V for Vendetta
Directed by: James McTeigue
Written by: Andy & Larry Wachowski (screenplay), Alan Moore (graphic novel)
Starring: Natalie Portman, Hugo Weaving, John Hurt, and Stephen Rea
You can’t blame Alan Moore for not wanting his name put on adaptations of his graphic novels. It all began with the atrocious adaptation of The League of Extraordinary Gentlemen, and the tradition carried on with the below-average take on his most renowned work, Watchmen. In between those two garbage heaps though, one of his graphic novels was given justice. That movie was V for Vendetta (300 was just pretty.)
Though the Wachowski Brothers switch the focus of the novel to represent restrained rebellion against government rather than all-out anarchy, the movie still moves along with a purposeful pace and terrific action sequences. Moore was still outraged at their nerve, and again, you can’t really blame him. Unlike the other adaptations though, this one was made with more than a cash-in in mind.
V begins like many super hero movies, with a damsel (Natalie Portman) in distress and a masked crusader (Hugo Weaving) coming to her aid. Unlike the typical super hero mythology of a Spiderman or Superman, though, this woman is a distraction from the hero’s true journey rather than the love of his life right from the beginning. Also unlike many other hero movies, this so-called damsel in distress actually shares the spotlight with the hero and goes on just as compelling of a journey.
At the core of this movie is the idea that a repressed soul will seek out others and rebel, either through simple human connection or through violence. V and Evey do both. The two actors at the core, Natalie Portman and Hugo Weaving, create believable human characters with a believable relationship. Weaving’s performance behind a mask the entire time is pretty impressive and Portman does some of her best acting here.
When she is saved by V in the beginning, Evey is drawn into his scheme to overthrow the Orwellian dictator (John Hurt) by promising an uprising a year after he hijacks a television station and sends out a message to the public. This message is shot in a simplistic fashion, with V sitting at a table with a black background, his grinning Guy Fawkes mask staring into the souls of the British public. His message is anything but simple though, and as we go to various homes watching the message, we see his ideas sink in, and traces of rebellion begin to form. Whether he’s a terrorist or a hero is largely up to their (and our) interpretation.

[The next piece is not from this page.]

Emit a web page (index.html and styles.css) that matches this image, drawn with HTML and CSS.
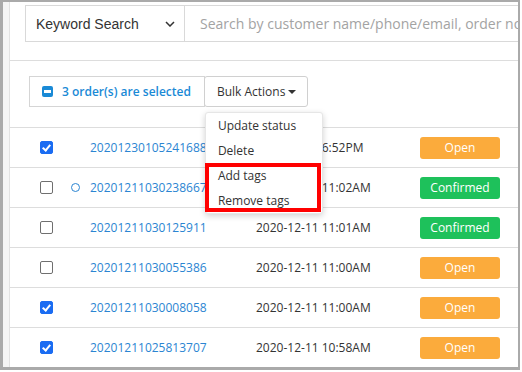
FILE: index.html
```html
<!DOCTYPE html>
<html lang="en">
<head>
    <meta charset="UTF-8">
    <meta name="viewport" content="width=device-width, initial-scale=1.0">
    <title>Orders</title>
    <link rel="stylesheet" href="styles.css">
</head>
<body>
    <div class="frame">
        <div class="gutter"></div>
        <div class="main">
            <div class="search-bar">
                <div class="search">
                    <div class="search-type">
                        Keyword Search
                        <svg class="chevron" width="10" height="6" viewBox="0 0 10 6">
                            <path d="M1 1 L5 5 L9 1" fill="none" stroke="#333" stroke-width="1.5"/>
                        </svg>
                    </div>
                    <input class="search-input" type="text" placeholder="Search by customer name/phone/email, order no.">
                </div>
            </div>

            <div class="toolbar">
                <div class="selected">
                    <span class="minus-box"></span>
                    3 order(s) are selected
                </div>
                <div class="bulk">
                    <button class="bulk-button">Bulk Actions <span class="caret"></span></button>
                    <div class="menu">
                        <div class="menu-item">Update status</div>
                        <div class="menu-item">Delete</div>
                        <div class="menu-item">Add tags</div>
                        <div class="menu-item">Remove tags</div>
                        <!-- annotation -->
                        <div class="highlight"></div>
                    </div>
                </div>
            </div>

            <div class="orders">
                <div class="order-row">
                    <div class="cell-check"><span class="checkbox checked"></span></div>
                    <div class="cell-dot"></div>
                    <div class="cell-order"><a href="#">20201230105241688</a></div>
                    <div class="cell-date">2020-12-30 6:52PM</div>
                    <div class="cell-status"><span class="badge open">Open</span></div>
                </div>
                <div class="order-row">
                    <div class="cell-check"><span class="checkbox"></span></div>
                    <div class="cell-dot"><span class="dot"></span></div>
                    <div class="cell-order"><a href="#">20201211030238667</a></div>
                    <div class="cell-date">2020-12-11 11:02AM</div>
                    <div class="cell-status"><span class="badge confirmed">Confirmed</span></div>
                </div>
                <div class="order-row">
                    <div class="cell-check"><span class="checkbox"></span></div>
                    <div class="cell-dot"></div>
                    <div class="cell-order"><a href="#">20201211030125911</a></div>
                    <div class="cell-date">2020-12-11 11:01AM</div>
                    <div class="cell-status"><span class="badge confirmed">Confirmed</span></div>
                </div>
                <div class="order-row">
                    <div class="cell-check"><span class="checkbox"></span></div>
                    <div class="cell-dot"></div>
                    <div class="cell-order"><a href="#">20201211030055386</a></div>
                    <div class="cell-date">2020-12-11 11:00AM</div>
                    <div class="cell-status"><span class="badge open">Open</span></div>
                </div>
                <div class="order-row">
                    <div class="cell-check"><span class="checkbox checked"></span></div>
                    <div class="cell-dot"></div>
                    <div class="cell-order"><a href="#">20201211030008058</a></div>
                    <div class="cell-date">2020-12-11 11:00AM</div>
                    <div class="cell-status"><span class="badge open">Open</span></div>
                </div>
                <div class="order-row">
                    <div class="cell-check"><span class="checkbox checked"></span></div>
                    <div class="cell-dot"></div>
                    <div class="cell-order"><a href="#">20201211025813707</a></div>
                    <div class="cell-date">2020-12-11 10:58AM</div>
                    <div class="cell-status"><span class="badge open">Open</span></div>
                </div>
            </div>
        </div>
    </div>
</body>
</html>
```

FILE: styles.css
```css
body {
    margin: 0;
    padding: 0;
    background-color: #ffffff;
    font-family: "Open Sans", Arial, sans-serif;
    font-size: 12px;
    color: #333333;
}
.frame {
    display: flex;
    width: 520px;
    height: 370px;
    box-sizing: border-box;
    border-style: solid;
    border-color: #aaaaaa;
    border-width: 2px 2px 3px 3px;
    overflow: hidden;
}
.gutter {
    width: 6px;
    flex-shrink: 0;
    background-color: #f5f5f5;
    border-right: 1px solid #e2e2e2;
}
.main {
    flex: 1;
    overflow: hidden;
    background-color: #ffffff;
}
.search-bar {
    padding: 3px 0 18px 15px;
    border-bottom: 1px solid #dddddd;
}
.search {
    display: flex;
    width: 600px;
    height: 37px;
    box-sizing: border-box;
    border: 1px solid #d9d9d9;
}
.search-type {
    display: flex;
    align-items: center;
    justify-content: space-between;
    width: 159px;
    box-sizing: border-box;
    padding: 0 9px 0 10px;
    border-right: 1px solid #d9d9d9;
    font-family: "Liberation Sans", Arial, sans-serif;
    font-size: 14px;
    color: #333333;
}
.search-input {
    flex: 1;
    border: none;
    outline: none;
    padding: 0 0 0 15px;
    font-family: "Open Sans", Arial, sans-serif;
    font-size: 14px;
    color: #333333;
}
.search-input::placeholder {
    color: #a3a3a3;
}
.toolbar {
    display: flex;
    margin-top: 15px;
    padding-left: 19px;
}
.selected {
    display: flex;
    align-items: center;
    gap: 9px;
    height: 31px;
    box-sizing: border-box;
    padding: 0 13px 0 12px;
    border: 1px solid #d5d5d5;
    color: #1a8ad6;
    font-weight: 600;
}
.minus-box {
    position: relative;
    width: 11px;
    height: 11px;
    border-radius: 2px;
    background-color: #1a8ad6;
}
.minus-box::after {
    content: '';
    position: absolute;
    left: 2px;
    right: 2px;
    top: 4px;
    height: 3px;
    background-color: #ffffff;
}
.bulk {
    position: relative;
    margin-left: -1px;
}
.bulk-button {
    display: flex;
    align-items: center;
    gap: 3px;
    height: 31px;
    box-sizing: border-box;
    padding: 0 11px 0 12px;
    background-color: #ffffff;
    border: 1px solid #d0d0d0;
    border-radius: 3px;
    font-family: "Open Sans", Arial, sans-serif;
    font-size: 12px;
    color: #333333;
}
.caret {
    width: 0;
    height: 0;
    border-left: 4px solid transparent;
    border-right: 4px solid transparent;
    border-top: 4px solid #333333;
    margin-top: 1px;
}
.menu {
    position: absolute;
    left: 1px;
    top: 36px;
    width: 118px;
    box-sizing: border-box;
    background-color: #ffffff;
    border: 1px solid #e6e6e6;
    border-radius: 3px;
    box-shadow: 0 2px 6px rgba(0, 0, 0, 0.18);
    z-index: 10;
}
.menu-item {
    height: 25px;
    line-height: 25px;
    padding: 0 12px;
    color: #333333;
    white-space: nowrap;
}
.highlight {
    position: absolute;
    left: -1px;
    top: 50px;
    width: 116px;
    height: 49px;
    box-sizing: border-box;
    border: 4px solid #ff0000;
}
.orders {
    margin-top: 20px;
}
.order-row {
    display: flex;
    align-items: center;
    height: 40px;
    box-sizing: border-box;
    padding-left: 30px;
    border-top: 1px solid #dddddd;
}
.cell-check {
    width: 31px;
    display: flex;
}
.cell-dot {
    width: 19px;
    display: flex;
}
.cell-order {
    width: 166px;
}
.cell-order a {
    color: #2b85d2;
    text-decoration: none;
}
.cell-date {
    width: 164px;
    white-space: nowrap;
    color: #333333;
}
.cell-status {
    width: 80px;
}
.checkbox {
    width: 13px;
    height: 13px;
    box-sizing: border-box;
    border: 1px solid #6f6f6f;
    border-radius: 2px;
    background-color: #ffffff;
    position: relative;
}
.checkbox.checked {
    border-color: #1a6cf2;
    background-color: #1a6cf2;
}
.checkbox.checked::after {
    content: '';
    position: absolute;
    left: 3px;
    top: 1px;
    width: 3px;
    height: 6px;
    border-right: 2px solid #ffffff;
    border-bottom: 2px solid #ffffff;
    transform: rotate(40deg);
}
.dot {
    width: 9px;
    height: 9px;
    box-sizing: border-box;
    border: 1.5px solid #2b85d2;
    border-radius: 50%;
}
.badge {
    display: block;
    width: 80px;
    height: 22px;
    line-height: 22px;
    border-radius: 3px;
    text-align: center;
    color: #ffffff;
    font-size: 12px;
}
.badge.open {
    background-color: #fbab3c;
}
.badge.confirmed {
    background-color: #1ec15b;
}
```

Director John McTeigue takes the Wachowski’s adaptation and gives it a sleek but very dark visual design. The fight scenes at both the beginning and the end and sprinkled throughout have V pulling out his daggers and slicing away at government agents is a brutal, beautiful dance of death. The stylized blood seems to move with him. Save for that grand explosion at the end, the special effects are mostly understated in that fashion. They are still impressive, though, and really help keep the movie going.
It isn’t the explosions or knife-fights that keep you wrapped up in this movie’s madness though, it’s the world itself. Though at times it has an over-emphasis on the brutal dictatorship and the black leather fascist garb, seeing a talk-show host dragged out and beaten to death for joking about the dictator is scary in how real it seems. Seeing that leader as a larger-than-life talking head most of the movie is also terrifying, mostly because John Hurt’s enraged, psychotic delivery is so convincing.
If rebellion is one main theme of this movie, rebirth has to be the other. In fact, the two do a thematic dance of their own. V is a self-proclaimed agent of change, and you see why after witnessing the brutal transformations he went through in a secretive government science lab. The material again takes the typical super hero plot point of a science experiment gone awry, and twists it for its own purposes. This experiment is a driving force of V’s plan instead of just the spider that gave him powers.
What sets V for Vendetta apart from many super hero movies is its willingness to participate in many of the common plot devices that drive those movies, and then subverting them for its own purposes. There are two heroes in this movie, and only one of them wears a mask and goes out in the night looking to deal out justice. The other hero is a common citizen, whose awakening, contempt for control and desire for change help spark a revolution. It’s a pretty thought thinking people will rise up like that under tyranny, but it also means they’re willing to let it in first.